Even champions are allowed off days and Hungary was certainly Hamilton's for 2015 - one newspaper declared that he 'raced around the Hungaroring like a man driving back from the Dog and Duck after eight pints'.
Everything that could go wrong did: Hamilton botched the start from pole, ran off the road later round that first lap, and then later on picked up a drive-through penalty for colliding with Daniel Ricciardo.
It should have been a turning point for Rosberg's season and the title battle - yet, remarkably, it wasn't. Battling for a second-place finish, the German then had his own tangle with Ricciardo, which prompted an unscheduled pitstop and an eighth-place finish, two spots behind an out-of-sorts team-mate. An open goal had been squandered.
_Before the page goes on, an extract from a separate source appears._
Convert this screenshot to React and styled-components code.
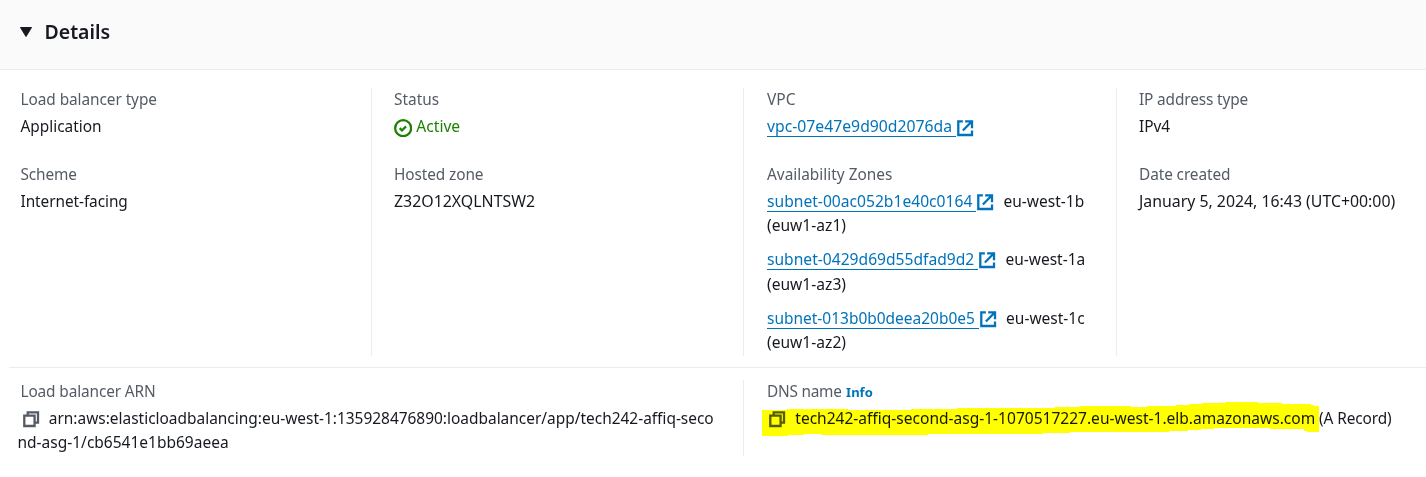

Ending the debate in Japan
Just once on race day has Hamilton's W06 failed him this year - during September's Singapore GP, when a third or fourth place at best was lost on a weekend when Mercedes' pace evaporated in what's likely to remain one of the great unsolved mysteries of F1. The flip side of that was that Rosberg's fourth-place finish hardly dented the Briton's lead, although both the German and race winner Vettel moved back within 50 points of the championship summit.
As a result, there were plenty of what-ifs doing the rounds in the build-up to the following week's race in Japan, with the prospect of a late-season challenge to Hamilton heightened when Rosberg qualified on pole for just the second time all season.
However, it took about 10 seconds of the lights going out in the Suzuka race for Hamilton to dispel such chatter as he took no prisoners in his firm, but fair, overtake of his team-mate at the second corner. A race-winning margin of 19 seconds all-but confirmed he wasn't going to be caught in the title race either.
Two races later and the world championship - the symbolic third of his F1 career - was his again.